EXERCISE DIRECTIONS: Exactly and only the lines from the one containing "What React, TypeScript" through the one containing "import React from 'react';" are to be repeated, both ends included.

RAW DATA:

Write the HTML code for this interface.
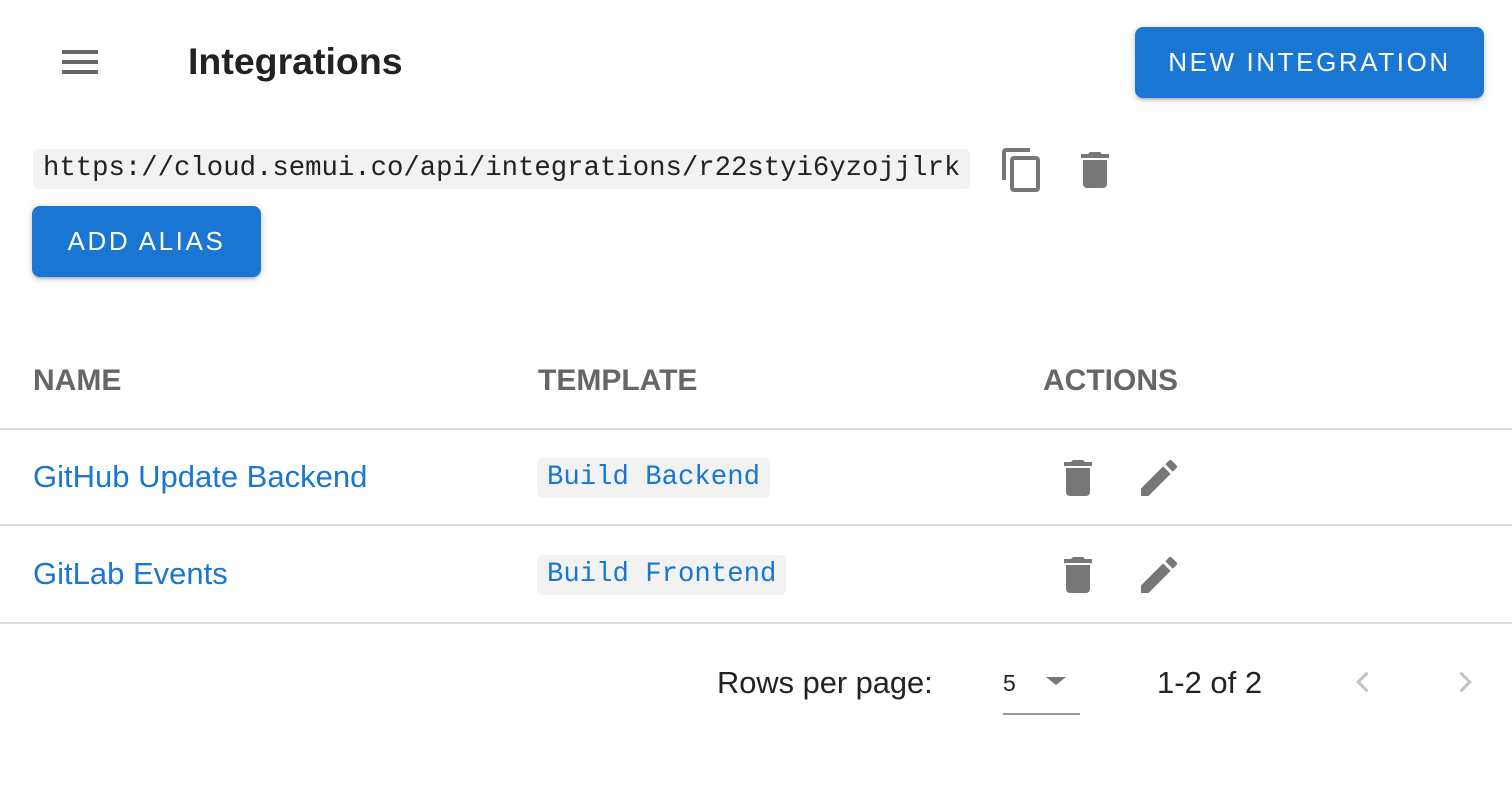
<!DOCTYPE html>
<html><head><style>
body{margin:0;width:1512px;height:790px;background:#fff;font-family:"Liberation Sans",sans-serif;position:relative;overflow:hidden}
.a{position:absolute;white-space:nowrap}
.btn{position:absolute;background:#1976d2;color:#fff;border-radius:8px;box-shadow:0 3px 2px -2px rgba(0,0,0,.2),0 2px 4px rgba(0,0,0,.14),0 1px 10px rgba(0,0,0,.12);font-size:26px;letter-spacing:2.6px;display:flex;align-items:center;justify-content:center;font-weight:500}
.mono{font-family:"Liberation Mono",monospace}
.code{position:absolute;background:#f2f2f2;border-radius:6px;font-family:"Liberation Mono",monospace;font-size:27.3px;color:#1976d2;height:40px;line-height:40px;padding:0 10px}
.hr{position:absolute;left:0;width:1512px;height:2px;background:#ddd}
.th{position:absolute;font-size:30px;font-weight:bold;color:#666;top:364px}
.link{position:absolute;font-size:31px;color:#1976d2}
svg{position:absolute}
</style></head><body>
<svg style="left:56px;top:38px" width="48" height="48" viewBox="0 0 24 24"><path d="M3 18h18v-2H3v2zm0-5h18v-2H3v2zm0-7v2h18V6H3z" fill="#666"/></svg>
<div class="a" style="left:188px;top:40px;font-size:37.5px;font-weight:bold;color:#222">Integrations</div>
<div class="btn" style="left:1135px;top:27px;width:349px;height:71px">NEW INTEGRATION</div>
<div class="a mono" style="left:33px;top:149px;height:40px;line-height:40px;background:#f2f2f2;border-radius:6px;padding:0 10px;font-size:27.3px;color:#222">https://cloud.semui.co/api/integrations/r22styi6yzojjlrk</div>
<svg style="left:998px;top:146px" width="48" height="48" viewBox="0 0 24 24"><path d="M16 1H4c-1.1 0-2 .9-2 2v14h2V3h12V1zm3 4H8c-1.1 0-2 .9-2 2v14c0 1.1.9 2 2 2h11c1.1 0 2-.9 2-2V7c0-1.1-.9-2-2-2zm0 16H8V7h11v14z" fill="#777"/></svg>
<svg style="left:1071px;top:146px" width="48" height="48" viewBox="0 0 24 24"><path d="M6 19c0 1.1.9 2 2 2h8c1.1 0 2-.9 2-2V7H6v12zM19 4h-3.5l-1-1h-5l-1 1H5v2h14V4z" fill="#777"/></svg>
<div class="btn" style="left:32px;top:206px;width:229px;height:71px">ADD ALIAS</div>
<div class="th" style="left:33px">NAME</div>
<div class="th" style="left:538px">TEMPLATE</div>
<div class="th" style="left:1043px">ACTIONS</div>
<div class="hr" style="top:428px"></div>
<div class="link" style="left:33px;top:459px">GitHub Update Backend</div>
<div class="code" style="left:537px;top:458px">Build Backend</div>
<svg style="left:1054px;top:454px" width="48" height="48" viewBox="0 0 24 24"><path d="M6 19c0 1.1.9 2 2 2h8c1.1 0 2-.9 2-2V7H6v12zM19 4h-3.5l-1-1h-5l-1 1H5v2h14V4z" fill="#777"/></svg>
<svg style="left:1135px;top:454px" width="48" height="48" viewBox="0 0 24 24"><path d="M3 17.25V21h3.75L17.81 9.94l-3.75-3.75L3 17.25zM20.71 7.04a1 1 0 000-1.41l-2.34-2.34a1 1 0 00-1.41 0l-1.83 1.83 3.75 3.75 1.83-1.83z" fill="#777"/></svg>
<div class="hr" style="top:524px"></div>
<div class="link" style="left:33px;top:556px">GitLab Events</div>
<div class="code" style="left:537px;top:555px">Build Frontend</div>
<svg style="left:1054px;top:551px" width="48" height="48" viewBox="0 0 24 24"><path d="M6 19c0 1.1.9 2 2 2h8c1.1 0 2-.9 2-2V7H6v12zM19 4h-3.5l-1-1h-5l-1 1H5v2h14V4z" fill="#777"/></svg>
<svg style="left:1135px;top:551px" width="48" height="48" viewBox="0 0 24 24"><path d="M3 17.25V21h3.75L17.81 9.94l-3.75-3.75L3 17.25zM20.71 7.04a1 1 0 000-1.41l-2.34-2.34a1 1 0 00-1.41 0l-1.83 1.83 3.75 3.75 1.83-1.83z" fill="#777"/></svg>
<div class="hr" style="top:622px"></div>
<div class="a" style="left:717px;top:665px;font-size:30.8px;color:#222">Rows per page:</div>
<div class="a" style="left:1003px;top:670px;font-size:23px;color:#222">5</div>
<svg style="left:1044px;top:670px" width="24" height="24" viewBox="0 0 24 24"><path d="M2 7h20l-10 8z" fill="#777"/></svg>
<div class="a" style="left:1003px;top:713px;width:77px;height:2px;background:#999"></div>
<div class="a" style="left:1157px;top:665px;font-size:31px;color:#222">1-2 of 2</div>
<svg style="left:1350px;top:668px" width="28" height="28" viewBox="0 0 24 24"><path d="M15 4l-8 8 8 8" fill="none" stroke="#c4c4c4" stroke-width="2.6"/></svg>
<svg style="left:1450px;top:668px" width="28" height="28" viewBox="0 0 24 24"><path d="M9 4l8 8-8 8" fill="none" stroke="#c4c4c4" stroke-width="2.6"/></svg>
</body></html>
* * *
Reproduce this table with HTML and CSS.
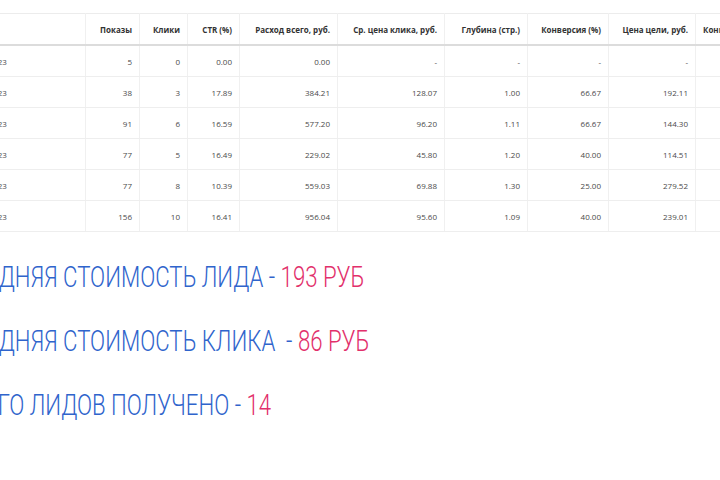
* * *
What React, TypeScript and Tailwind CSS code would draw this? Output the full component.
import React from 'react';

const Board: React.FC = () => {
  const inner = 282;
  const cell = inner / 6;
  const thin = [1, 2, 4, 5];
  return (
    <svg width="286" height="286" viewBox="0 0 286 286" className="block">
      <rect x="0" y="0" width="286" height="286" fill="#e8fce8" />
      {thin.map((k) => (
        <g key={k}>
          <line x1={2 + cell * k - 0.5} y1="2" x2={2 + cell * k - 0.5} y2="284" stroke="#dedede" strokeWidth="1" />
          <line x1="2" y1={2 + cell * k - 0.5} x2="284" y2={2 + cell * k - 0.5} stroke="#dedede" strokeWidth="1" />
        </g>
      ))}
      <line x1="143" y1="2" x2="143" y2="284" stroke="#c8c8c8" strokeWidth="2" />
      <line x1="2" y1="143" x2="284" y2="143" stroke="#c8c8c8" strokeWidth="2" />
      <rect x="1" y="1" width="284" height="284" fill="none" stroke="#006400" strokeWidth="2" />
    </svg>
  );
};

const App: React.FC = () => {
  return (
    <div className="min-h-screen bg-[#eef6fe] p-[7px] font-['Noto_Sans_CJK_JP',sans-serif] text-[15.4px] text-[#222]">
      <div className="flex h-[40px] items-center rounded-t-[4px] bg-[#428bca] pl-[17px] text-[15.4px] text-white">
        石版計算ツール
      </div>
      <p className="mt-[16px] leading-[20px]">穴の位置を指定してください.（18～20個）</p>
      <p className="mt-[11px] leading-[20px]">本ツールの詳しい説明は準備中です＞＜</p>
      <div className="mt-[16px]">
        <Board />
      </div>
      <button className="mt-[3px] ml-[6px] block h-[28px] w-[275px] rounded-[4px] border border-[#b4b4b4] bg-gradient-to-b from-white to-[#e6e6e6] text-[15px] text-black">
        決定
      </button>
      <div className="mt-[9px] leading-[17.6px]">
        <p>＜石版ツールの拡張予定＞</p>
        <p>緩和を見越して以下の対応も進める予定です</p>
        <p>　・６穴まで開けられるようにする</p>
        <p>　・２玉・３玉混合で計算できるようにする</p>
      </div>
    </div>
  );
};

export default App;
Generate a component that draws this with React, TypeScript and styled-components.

SOLVED PROBLEM:
What React, TypeScript and Tailwind CSS code would draw this? Output the full component.
import React from 'react';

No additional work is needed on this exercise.